Cohesiveness and Nondiffusive Rotational Jump Dynamics of Protic Ionic Liquid from Dispersion-Corrected FPMD Simulations.

Abstract

We have investigated the liquid phase of an ionic liquid (IL), methylammonium formate (MAF), through the first principles molecular dynamics simulations using van der Waals (vdW) corrected exchange and correlation functionals of the density functional theory. The simulations were carried out to obtain a comparative study of various properties of the MAF using two different generalized gradient approximation functionals (Becke-Lee-Yang-Parr (BLYP) and Perdew-Burke-Ernzerhof (PBE)) along with three types of dispersion corrections (D2, D3, and dispersion-corrected atom-centered one-electron potentials), and two values of the plane-wave cutoff (300 and 600 Ry).
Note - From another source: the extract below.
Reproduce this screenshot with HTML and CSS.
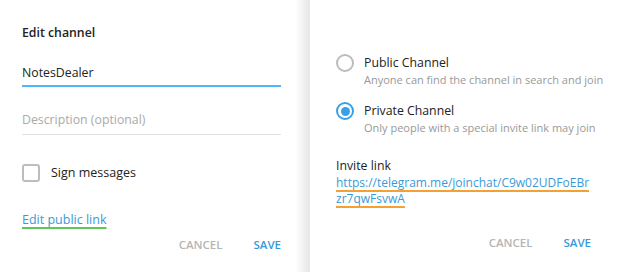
FILE: index.html
```html
<!DOCTYPE html>
<html lang="en">
<head>
  <meta charset="UTF-8" />
  <title>Edit channel</title>
  <link rel="stylesheet" href="styles.css">
</head>
<body>
  <div class="screens">
    <div class="panel panel-left">
      <h1 class="title">Edit channel</h1>
      <div class="field field-active">NotesDealer</div>
      <div class="field field-empty">Description (optional)</div>
      <label class="check">
        <span class="box"></span>
        <span>Sign messages</span>
      </label>
      <a class="edit-link" href="#">Edit public link</a>
      <div class="actions">
        <span class="btn btn-cancel">CANCEL</span>
        <span class="btn btn-save">SAVE</span>
      </div>
    </div>

    <div class="shade"></div>

    <div class="panel panel-right">
      <div class="option">
        <span class="radio"></span>
        <div>
          <div class="option-name">Public Channel</div>
          <div class="option-desc">Anyone can find the channel in search and join</div>
        </div>
      </div>
      <div class="option">
        <span class="radio radio-on"></span>
        <div>
          <div class="option-name">Private Channel</div>
          <div class="option-desc">Only people with a special invite link may join</div>
        </div>
      </div>
      <div class="invite">
        <div class="invite-label">Invite link</div>
        <a class="invite-url" href="#">https://telegram.me/joinchat/C9w02UDFoEBrzr7qwFsvwA</a>
      </div>
      <div class="actions">
        <span class="btn btn-cancel">CANCEL</span>
        <span class="btn btn-save">SAVE</span>
      </div>
    </div>
  </div>
</body>
</html>
```

FILE: styles.css
```css
body { margin: 0; background: #fff; font-family: "Open Sans", "DejaVu Sans", sans-serif; color: #222; }
.screens { display: flex; height: 272px; width: 620px; overflow: hidden; }

.panel { box-sizing: border-box; display: flex; flex-direction: column; }
.panel-left { width: 295px; padding: 24px 14px 0 22px; }
.panel-right { flex: 1; padding: 54px 29px 0 26px; }
.shade { width: 15px; background: linear-gradient(to right, #fff, #e6e6e6); }

.title { margin: 0; font-size: 12.3px; font-weight: 600; line-height: 18px; color: #222; }

.field { font-size: 12.3px; line-height: 18px; }
.field-active { margin-top: 22px; padding-bottom: 3px; border-bottom: 2px solid #4db8f5; color: #222; }
.field-empty { margin-top: 24px; padding-bottom: 5px; border-bottom: 1px solid #e0e0e0; color: #aaa; }

.check { display: flex; align-items: center; margin-top: 29px; font-size: 12.5px; line-height: 18px; }
.box { width: 14px; height: 14px; border: 2px solid #bdbdbd; border-radius: 3px; margin-right: 11px; }

.edit-link {
  align-self: flex-start; margin-top: 29px; font-size: 12.5px; line-height: 18px;
  color: #3a9ad8; text-decoration: underline; text-decoration-color: #5cc85a;
  text-decoration-thickness: 2px; text-underline-offset: 3px;
}

.actions { display: flex; justify-content: flex-end; gap: 31px; margin-top: 8px; }
.panel-right .actions { margin-top: 27px; }
.btn { font-size: 11.5px; font-weight: 600; line-height: 16px; }
.btn-cancel { color: #b5b5b5; }
.btn-save { color: #3a9ad8; }

.option { display: flex; margin-right: -20px; }
.option + .option { margin-top: 14px; }
.radio { width: 14px; height: 14px; border: 2px solid #bcbcbc; border-radius: 50%; margin: 0 10px 0 0; flex: none; position: relative; }
.radio-on { border-color: #3aa0e6; }
.radio-on::after {
  content: ""; position: absolute; left: 2.5px; top: 2.5px; width: 9px; height: 9px;
  border-radius: 50%; background: #3aa0e6;
}
.option-name { font-size: 12.3px; line-height: 18px; color: #222; }
.option-desc { font-size: 11px; line-height: 16px; color: #999; white-space: nowrap; }

.invite { margin-top: 22px; margin-right: -3px; font-size: 12.3px; line-height: 16.5px; }
.invite-label { color: #222; }
.invite-url {
  font-size: 12px; color: #3a9ad8; word-break: break-all; text-decoration: underline; text-decoration-color: #f5a033;
  text-decoration-thickness: 2px; text-underline-offset: 3px;
}
```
We have evaluated the effects of various electronic parameters in describing the hydrogen-bonded structure and dynamical properties of MAF by performing 10 sets of molecular dynamics simulations. Thermodynamic properties are found to be sensitive to the details of electronic structure calculations. Our results of PBE functionals with the semiempirical vdW method provide the best agreement with experimental density. The overall density predictions match the cohesive energy trends, and the calculations incorporating dispersion forces exhibit enhanced intermolecular interactions within the hydrogen-bonded IL framework. All of the vdW-corrected BLYP functionals, mainly the dispersion-corrected atom-centered one-electron potential (DCACP) method, illustrate a well-defined structure of liquid MAF. To look into the dynamical perspective of the hydrogen-bond descriptions, we elucidate two possible mechanistic pathways of the hydrogen-bond jump events between the counterions. The hydrogen-bond breaking and forming mechanism along with the collision dynamics can be best described by incorporating dispersion interactions alongside the exchange and correlation functionals within the Kohn-Sham scheme. The rattling dynamics of ions are observed for dispersion-corrected functionals. Hence, an accurate representation of the delicately balanced interactive forces within ionic liquids is a necessary step toward a better description of its thermophysical and structural properties along with the associated ionic dynamics.